To be done:
Write out the data below in full, unchanged, minus the images.

⟨

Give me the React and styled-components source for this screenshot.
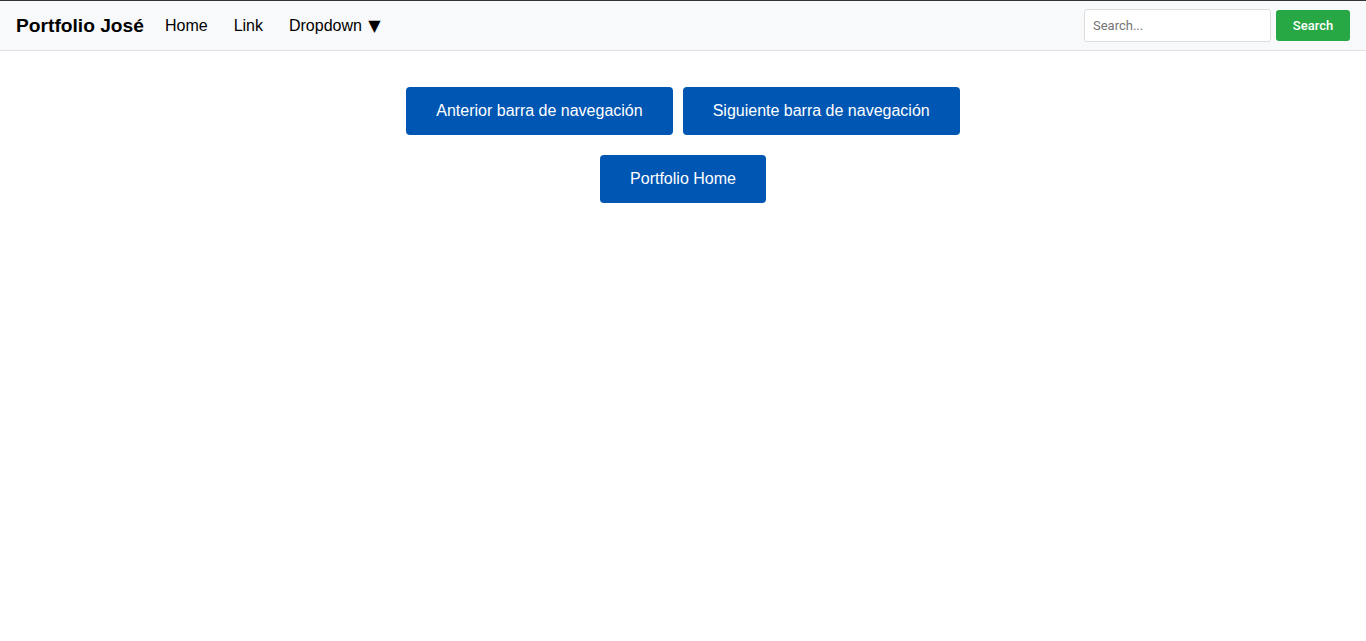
import React from 'react';
import styled, { createGlobalStyle } from 'styled-components';

const GlobalStyle = createGlobalStyle`
    body {
        margin: 0;
        font-family: "Liberation Sans", Arial, sans-serif;
        background: #fff;
    }
`;

const Navbar = styled.nav`
    display: flex;
    align-items: center;
    height: 49px;
    padding: 0 16px;
    background-color: #f8f9fa;
    border-top: 1px solid #333;
    border-bottom: 1px solid #dee2e6;
`;

const Brand = styled.a`
    font-size: 19.2px;
    font-weight: bold;
    color: #000;
    text-decoration: none;
    margin-right: 21px;
`;

const NavList = styled.ul`
    display: flex;
    align-items: center;
    list-style: none;
    margin: 0;
    padding: 0;
    gap: 26px;
    li a {
        font-size: 16px;
        color: #000;
        text-decoration: none;
    }
`;

const Caret = styled.span`
    font-family: "DejaVu Sans", sans-serif;
    font-size: 16px;
    margin-left: 2px;
`;

const SearchForm = styled.form`
    display: flex;
    align-items: center;
    margin-left: auto;
    gap: 5px;
`;

const SearchInput = styled.input`
    width: 187px;
    height: 33px;
    box-sizing: border-box;
    padding: 0 8px;
    border: 1px solid #ddd;
    border-radius: 3px;
    font-family: Roboto, "Liberation Sans", sans-serif;
    font-size: 13px;
    &::placeholder {
        color: #757575;
    }
`;

const SearchButton = styled.button`
    width: 74px;
    height: 31px;
    border: none;
    border-radius: 3px;
    background-color: #28a745;
    color: #fff;
    font-family: Roboto, "Liberation Sans", sans-serif;
    font-size: 13px;
    font-weight: 500;
`;

const Main = styled.main`
    display: flex;
    flex-direction: column;
    align-items: center;
    gap: 20px;
    padding-top: 36px;
`;

const ButtonRow = styled.div`
    display: flex;
    justify-content: center;
    gap: 10px;
`;

const NavButton = styled.button`
    height: 48px;
    padding: 0 30px;
    border: none;
    border-radius: 4px;
    background-color: #0056b3;
    color: #fff;
    font-family: "Liberation Sans", Arial, sans-serif;
    font-size: 16px;
    cursor: pointer;
`;

export default function App() {
    return (
        <>
            <GlobalStyle />
            <Navbar>
                <Brand href="#">Portfolio José</Brand>
                <NavList>
                    <li><a href="#">Home</a></li>
                    <li><a href="#">Link</a></li>
                    <li><a href="#">Dropdown <Caret>▼</Caret></a></li>
                </NavList>
                <SearchForm onSubmit={e => e.preventDefault()}>
                    <SearchInput type="text" placeholder="Search..." />
                    <SearchButton type="submit">Search</SearchButton>
                </SearchForm>
            </Navbar>
            <Main>
                <ButtonRow>
                    <NavButton>Anterior barra de navegación</NavButton>
                    <NavButton>Siguiente barra de navegación</NavButton>
                </ButtonRow>
                <ButtonRow>
                    <NavButton>Portfolio Home</NavButton>
                </ButtonRow>
            </Main>
        </>
    );
}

⟩

Answer to this task:
Give me the React and styled-components source for this screenshot.
import React from 'react';
import styled, { createGlobalStyle } from 'styled-components';

const GlobalStyle = createGlobalStyle`
    body {
        margin: 0;
        font-family: "Liberation Sans", Arial, sans-serif;
        background: #fff;
    }
`;

const Navbar = styled.nav`
    display: flex;
    align-items: center;
    height: 49px;
    padding: 0 16px;
    background-color: #f8f9fa;
    border-top: 1px solid #333;
    border-bottom: 1px solid #dee2e6;
`;

const Brand = styled.a`
    font-size: 19.2px;
    font-weight: bold;
    color: #000;
    text-decoration: none;
    margin-right: 21px;
`;

const NavList = styled.ul`
    display: flex;
    align-items: center;
    list-style: none;
    margin: 0;
    padding: 0;
    gap: 26px;
    li a {
        font-size: 16px;
        color: #000;
        text-decoration: none;
    }
`;

const Caret = styled.span`
    font-family: "DejaVu Sans", sans-serif;
    font-size: 16px;
    margin-left: 2px;
`;

const SearchForm = styled.form`
    display: flex;
    align-items: center;
    margin-left: auto;
    gap: 5px;
`;

const SearchInput = styled.input`
    width: 187px;
    height: 33px;
    box-sizing: border-box;
    padding: 0 8px;
    border: 1px solid #ddd;
    border-radius: 3px;
    font-family: Roboto, "Liberation Sans", sans-serif;
    font-size: 13px;
    &::placeholder {
        color: #757575;
    }
`;

const SearchButton = styled.button`
    width: 74px;
    height: 31px;
    border: none;
    border-radius: 3px;
    background-color: #28a745;
    color: #fff;
    font-family: Roboto, "Liberation Sans", sans-serif;
    font-size: 13px;
    font-weight: 500;
`;

const Main = styled.main`
    display: flex;
    flex-direction: column;
    align-items: center;
    gap: 20px;
    padding-top: 36px;
`;

const ButtonRow = styled.div`
    display: flex;
    justify-content: center;
    gap: 10px;
`;

const NavButton = styled.button`
    height: 48px;
    padding: 0 30px;
    border: none;
    border-radius: 4px;
    background-color: #0056b3;
    color: #fff;
    font-family: "Liberation Sans", Arial, sans-serif;
    font-size: 16px;
    cursor: pointer;
`;

export default function App() {
    return (
        <>
            <GlobalStyle />
            <Navbar>
                <Brand href="#">Portfolio José</Brand>
                <NavList>
                    <li><a href="#">Home</a></li>
                    <li><a href="#">Link</a></li>
                    <li><a href="#">Dropdown <Caret>▼</Caret></a></li>
                </NavList>
                <SearchForm onSubmit={e => e.preventDefault()}>
                    <SearchInput type="text" placeholder="Search..." />
                    <SearchButton type="submit">Search</SearchButton>
                </SearchForm>
            </Navbar>
            <Main>
                <ButtonRow>
                    <NavButton>Anterior barra de navegación</NavButton>
                    <NavButton>Siguiente barra de navegación</NavButton>
                </ButtonRow>
                <ButtonRow>
                    <NavButton>Portfolio Home</NavButton>
                </ButtonRow>
            </Main>
        </>
    );
}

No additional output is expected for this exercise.